# Tucson, AZ this week



## BeyondPrint (Aug 27, 2013)

I'm in Tucson, AZ this week on business and plan on going out searching for both scorpions and tarantulas several nights this week.  My son and I went to San Antonio a couple of years ago and someone on this forum was nice enough to provide some good places to see the local fauna and we were able to collect a tarantula and a couple of scorpions.  I'd like to do the same here in Tucson.  I used to go out in the washes west of Phoenix years ago when I lived in there.  Would anyone be willing to share some suggestions for searching?  I'm near Randolph Park.

I'd prefer the Hadrurus arizonensis (hairy desert scorpions) over a "bark scorpion".  I'm unsure of the types of tarantulas that are local to this area as well. 

Thanks.


----------



## BeyondPrint (Aug 28, 2013)

I went out last night in the east part of Tucson and went exploring in a very large wash/scrub bushes next to a large park.  Within an hour, I had found many scorpions--I kept two large hairy desert and two tarantulas (Aphonopelma).  I believe I found a male and female.  The female was out and above ground about 1-1/2 from her burrow.  The male I just caught a glimpse of his feet.  It took me almost 2 hours to carefully dig him out of his burrow.

There seems to be a lot of "burrows' in vacant/scrub/washes.  Are there a local type of gopher that digs these holes or are all of the holes in the ground from tarantulas?

I'd like to see if I can find a couple of trap door spiders as well this week.  I welcome any other suggestions of places to visit to observe these facinating creatures in the wild.  Unfortunately, we don't have any of these awesome arachnids in MN.


----------



## BeyondPrint (Aug 28, 2013)

Here are three photos I took of the "burrows" I'm seeing. The first looks like some sort of mouse/rat/gopher hole. How about the second two?

Instead of digging up a burrow, is there an easier way of knowing for sure a tarantula is in it and coax it out?


----------



## aznative86 (Aug 28, 2013)

They usually got a little bit of web at the entrance.. you could pour a little water down there and wait for it to poke out


----------



## BeyondPrint (Aug 29, 2013)

What a great place to hunt, explore, collect and see so many different arachnids in one place!  If you get a chance to come to Tucson, you won't be dissappointed.  

I went out again last night and again found a high density of the local tarantulas, giant hairy dessert scorpions, a large centipede (almost caught it), a rattlesnake as well as many lizards and other "bugs".

How high can a population of tarantulas get in an area?  (x tarantulas per square foot?)
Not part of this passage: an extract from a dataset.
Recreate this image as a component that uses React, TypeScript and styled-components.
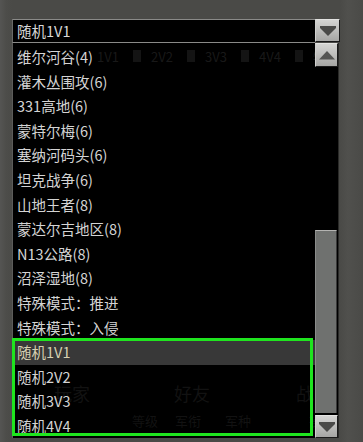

I'd like to see if I can find some trap door spiders, does anyone in the Tucson area have any suggestions for where to search for them?  Please PM me.

Thanks.


----------



## josh_r (Sep 5, 2013)

Glad you hd suggess finding stuff... Just don't collect a whole lot. Those area are constantly hit hard by collectors. As for the trapdoor spiders, good luck finding the desert populations. They like to hang around washes. If you go a bit higher in elevation, you stand a better chance at finding several species. Any of the neighboring mountains will have great populations of trappies.


----------



## Smokehound714 (Nov 20, 2013)

tarantula burrows can be rather crowded in some areas. Washes are an excellent place to look, as centipedes are drawn to them.  Even a dry creekbed has enough moisture deep within in, enough to make the undersides of stones moist.  nearly every stone should have some sort of myriapod underneath.  The sonoran can be extremely diverse, some portions along slopes receive so much precipitation that they cannot be classified as a desert, and are instead called 'thornscrub', very similar to coastal sage scrub.  paruroctonus enjoy sandy moist habitat, might find some anuroctonus around slopes, too.  Arizona rocks, truly a herper's/collector's paradise.


----------